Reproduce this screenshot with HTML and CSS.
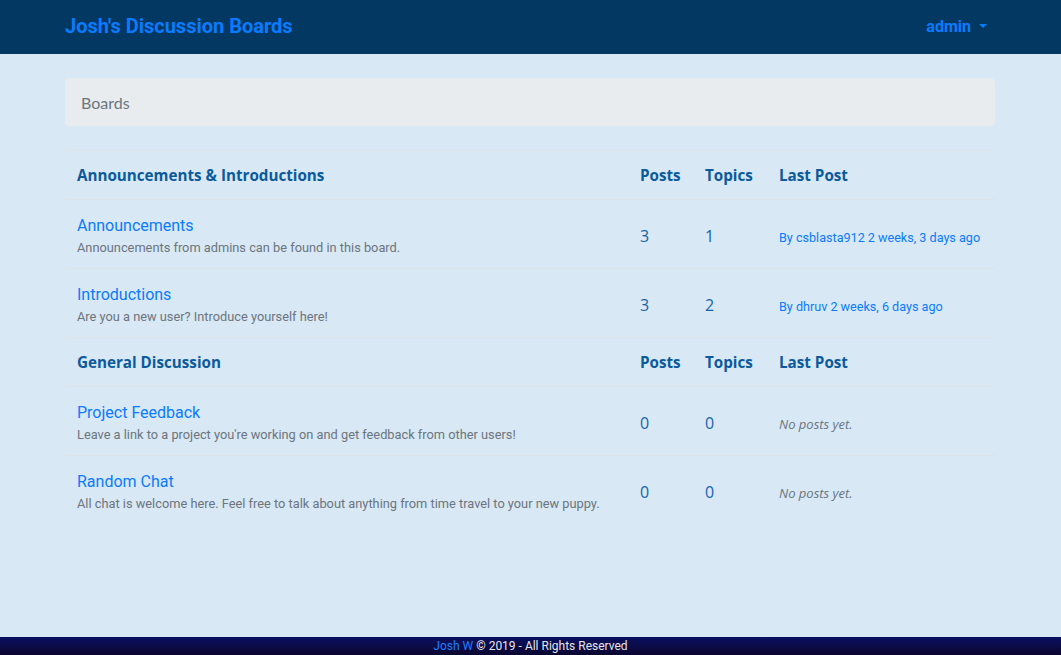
FILE: index.html
```html
<!DOCTYPE html>
<html lang="en">
<head>
<meta charset="utf-8">
<title>Josh's Discussion Boards</title>
<link rel="stylesheet" href="styles.css">
</head>
<body>
<nav class="navbar">
  <div class="nav-inner">
    <a class="brand" href="#">Josh's Discussion Boards</a>
    <a class="user" href="#">admin <span class="caret"></span></a>
  </div>
</nav>
<main class="container">
  <div class="breadcrumb">Boards</div>
  <table class="boards">
    <colgroup>
      <col class="c-name"><col class="c-posts"><col class="c-topics"><col class="c-last">
    </colgroup>
    <tbody>
      <tr class="section">
        <th>Announcements &amp; Introductions</th><th>Posts</th><th>Topics</th><th>Last Post</th>
      </tr>
      <tr class="board">
        <td><a class="title" href="#">Announcements</a><div class="desc">Announcements from admins can be found in this board.</div></td>
        <td class="num">3</td><td class="num">1</td>
        <td><a class="last" href="#">By csblasta912 2 weeks, 3 days ago</a></td>
      </tr>
      <tr class="board">
        <td><a class="title" href="#">Introductions</a><div class="desc">Are you a new user? Introduce yourself here!</div></td>
        <td class="num">3</td><td class="num">2</td>
        <td><a class="last" href="#">By dhruv 2 weeks, 6 days ago</a></td>
      </tr>
      <tr class="section">
        <th>General Discussion</th><th>Posts</th><th>Topics</th><th>Last Post</th>
      </tr>
      <tr class="board">
        <td><a class="title" href="#">Project Feedback</a><div class="desc">Leave a link to a project you're working on and get feedback from other users!</div></td>
        <td class="num">0</td><td class="num">0</td>
        <td><em class="none">No posts yet.</em></td>
      </tr>
      <tr class="board">
        <td><a class="title" href="#">Random Chat</a><div class="desc">All chat is welcome here. Feel free to talk about anything from time travel to your new puppy.</div></td>
        <td class="num">0</td><td class="num">0</td>
        <td><em class="none">No posts yet.</em></td>
      </tr>
    </tbody>
  </table>
</main>
<footer class="footer"><a href="#">Josh W</a> © 2019 - All Rights Reserved</footer>
</body>
</html>
```
FILE: styles.css
```css
* { box-sizing: border-box; }
html, body { height: 100%; }
body {
  margin: 0;
  background: #d8e8f5;
  font-family: "Noto Sans", "Open Sans", sans-serif;
  color: #212529;
  display: flex;
  flex-direction: column;
  min-height: 100vh;
}
a { text-decoration: none; color: #007bff; }

.navbar {
  background: #023862;
  height: 54px;
  padding: 0 66px 0 65px;
}
.nav-inner {
  height: 100%;
  display: flex;
  align-items: center;
  justify-content: space-between;
  padding-bottom: 2px;
}
.brand {
  font-family: "Roboto", sans-serif;
  font-weight: 700;
  font-size: 20px;
  color: #0a7bff;
}
.user {
  font-family: "Roboto", sans-serif;
  font-weight: 700;
  font-size: 16px;
  color: #0a7bff;
  margin-right: 8px;
  display: flex;
  align-items: center;
}
.caret {
  display: inline-block;
  width: 0; height: 0;
  margin-left: 8px;
  border-left: 4px solid transparent;
  border-right: 4px solid transparent;
  border-top: 4px solid #0a7bff;
}

.container {
  padding: 24px 66px 0 65px;
  flex: 1;
}
.breadcrumb {
  background: #e8ecef;
  border-radius: 4px;
  height: 48px;
  padding: 0 16px;
  display: flex;
  align-items: center;
  font-family: "Lato", sans-serif;
  font-size: 16px;
  color: #6c757d;
  margin-bottom: 24px;
}

.boards {
  width: 100%;
  border-collapse: collapse;
  table-layout: fixed;
}
.c-name { width: 563px; }
.c-posts { width: 65px; }
.c-topics { width: 74px; }
.c-last { width: 228px; }

.boards th {
  text-align: left;
  font-family: "Open Sans", sans-serif;
  font-weight: 700;
  font-size: 15.2px;
  color: #0a5a9c;
  padding: 12px 12px;
  line-height: 24px;
  border-top: 1px solid #dde3e8;
}
.boards td {
  padding: 14px 12px 10px;
  border-top: 1px solid #dde3e8;
  vertical-align: middle;
}
.title {
  font-family: "Roboto", sans-serif;
  font-size: 16px;
  line-height: 24px;
  color: #0a7bff;
  display: block;
}
.desc {
  font-family: "Roboto", sans-serif;
  font-size: 12.8px;
  line-height: 20px;
  color: #6c757d;
}
.num {
  font-family: "Open Sans", sans-serif;
  font-size: 16px;
  color: #1565a8;
}
.last {
  font-family: "Roboto", sans-serif;
  font-size: 12.6px;
  color: #0a7bff;
  white-space: nowrap;
}
.none {
  font-family: "Open Sans", sans-serif;
  font-size: 13px;
  color: #6c757d;
  white-space: nowrap;
}

.footer {
  height: 18px;
  background: linear-gradient(#0b1160, #0a0530);
  color: #e6e6e6;
  text-align: center;
  font-family: "Roboto", sans-serif;
  font-size: 12px;
  line-height: 19px;
}
.footer a { color: #1e7fff; }
```
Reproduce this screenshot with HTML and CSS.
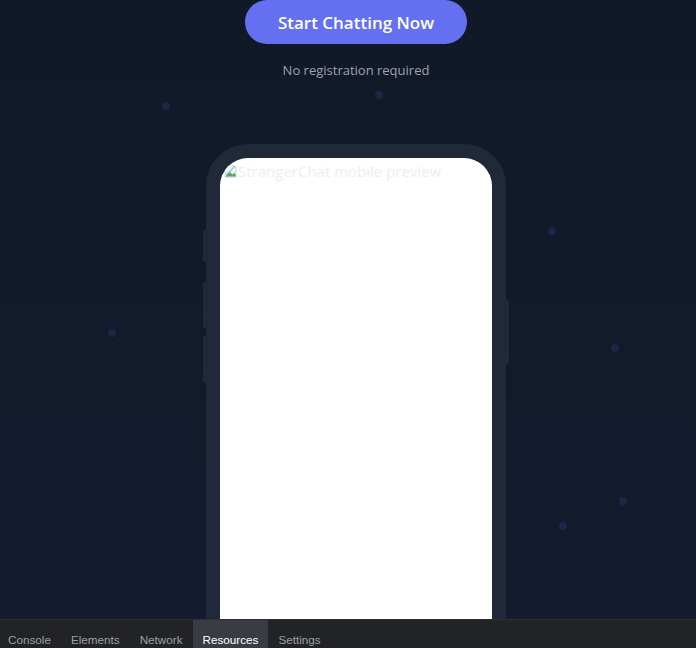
FILE: index.html
```html
<!DOCTYPE html>
<html lang="en">
<head>
<meta charset="utf-8">
<title>StrangerChat</title>
<link rel="stylesheet" href="styles.css">
</head>
<body>
<div class="page">
  <span class="dot d1"></span>
  <span class="dot d2"></span>
  <span class="dot d3"></span>
  <span class="dot d4"></span>
  <span class="dot d5"></span>
  <span class="dot d6"></span>
  <span class="dot d7"></span>
  <section class="hero">
    <a class="cta" href="#">Start Chatting Now</a>
    <p class="note">No registration required</p>
    <div class="phone">
      <span class="btn-side l1"></span>
      <span class="btn-side l2"></span>
      <span class="btn-side l3"></span>
      <span class="btn-side r1"></span>
      <div class="screen">
        <div class="broken">
          <svg class="broken-icon" width="14" height="16" viewBox="0 0 14 16">
            <path d="M1 2h8l3 3v9H1z" fill="#f4f6f8" stroke="#c9ced6" stroke-width="1"/>
            <path d="M1.5 13.5l4-5 3 3 2-2 1.5 4z" fill="#4caf50"/>
            <path d="M2 12L11 3" stroke="#9fc1e8" stroke-width="1.5"/>
          </svg>
          <span class="alt">StrangerChat mobile preview</span>
        </div>
      </div>
    </div>
  </section>
</div>
<nav class="devtools">
  <span class="tab">Console</span>
  <span class="tab">Elements</span>
  <span class="tab">Network</span>
  <span class="tab active">Resources</span>
  <span class="tab">Settings</span>
</nav>
</body>
</html>
```

FILE: styles.css
```css
html, body {
  margin: 0;
  padding: 0;
  height: 648px;
  overflow: hidden;
}
body {
  background: linear-gradient(180deg, #111827 0%, #141b2f 100%);
  font-family: "Noto Sans", "Open Sans", sans-serif;
}
.page {
  position: relative;
  height: 648px;
  overflow: hidden;
}
.dot {
  position: absolute;
  width: 8px;
  height: 8px;
  border-radius: 50%;
  background: #1d2647;
}
.d1 { left: 162px; top: 102px; }
.d2 { left: 375px; top: 91px; }
.d3 { left: 548px; top: 227px; }
.d4 { left: 108px; top: 329px; }
.d5 { left: 611px; top: 344px; }
.d6 { left: 619px; top: 497px; }
.d7 { left: 559px; top: 522px; }
.hero {
  display: flex;
  flex-direction: column;
  align-items: center;
  position: relative;
  padding-left: 16px;
}
.cta {
  display: flex;
  align-items: center;
  justify-content: center;
  width: 222px;
  height: 44px;
  border-radius: 22px;
  background: #6470ef;
  color: #ffffff;
  text-decoration: none;
  font-family: "Open Sans", "Noto Sans", sans-serif;
  font-weight: 600;
  font-size: 17px;
}
.note {
  margin: 16px 0 0;
  color: #9ca3af;
  font-size: 13px;
  line-height: 20px;
  font-family: "Open Sans", "Noto Sans", sans-serif;
}
.phone {
  position: relative;
  margin-top: 64px;
  width: 272px;
  height: 600px;
  border: 14px solid #1f2937;
  border-radius: 42px;
  background: #1f2937;
}
.btn-side {
  position: absolute;
  width: 3px;
  background: #1f2937;
}
.l1 { left: -17px; top: 72px; height: 32px; border-radius: 2px 0 0 2px; }
.l2 { left: -17px; top: 124px; height: 46px; border-radius: 2px 0 0 2px; }
.l3 { left: -17px; top: 178px; height: 46px; border-radius: 2px 0 0 2px; }
.r1 { right: -17px; top: 142px; height: 64px; border-radius: 0 2px 2px 0; }
.screen {
  width: 272px;
  height: 600px;
  background: #ffffff;
  border-radius: 28px;
  overflow: hidden;
}
.broken {
  display: flex;
  align-items: center;
  padding: 4px 0 0 4px;
}
.broken-icon {
  flex: none;
}
.alt {
  color: #eceef1;
  font-size: 15px;
  line-height: 18px;
  font-family: "Open Sans", "Noto Sans", sans-serif;
}
.devtools {
  position: fixed;
  left: 0;
  right: 0;
  bottom: 0;
  height: 28px;
  display: flex;
  background: #222327;
  border-top: 1px solid #2d2f34;
  font-family: "Liberation Sans", Arial, sans-serif;
  font-size: 11.7px;
}
.tab {
  display: flex;
  align-items: center;
  padding: 10px 10px 0;
  color: #9aa0a6;
}
.tab:first-child { padding-left: 8px; }
.tab.active {
  background: #393c43;
  color: #ffffff;
}
```
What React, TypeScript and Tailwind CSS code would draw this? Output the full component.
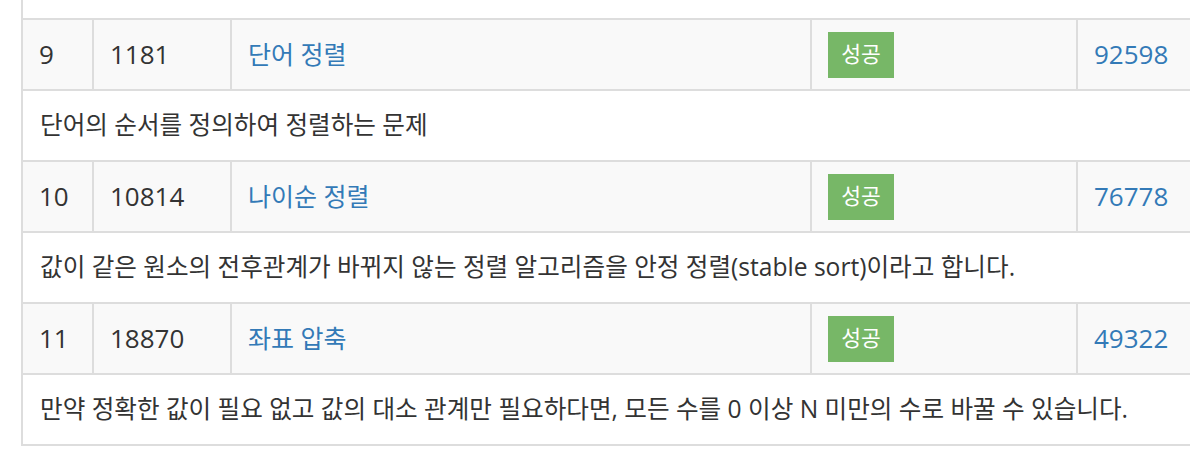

> **Work required**: Pick out the lines above that hold the string "this" and show them.

> **Correct response**:
Reproduce this screenshot with HTML and CSS.
        <td><a class="title" href="#">Announcements</a><div class="desc">Announcements from admins can be found in this board.</div></td>
Reproduce this screenshot with HTML and CSS.
What React, TypeScript and Tailwind CSS code would draw this? Output the full component.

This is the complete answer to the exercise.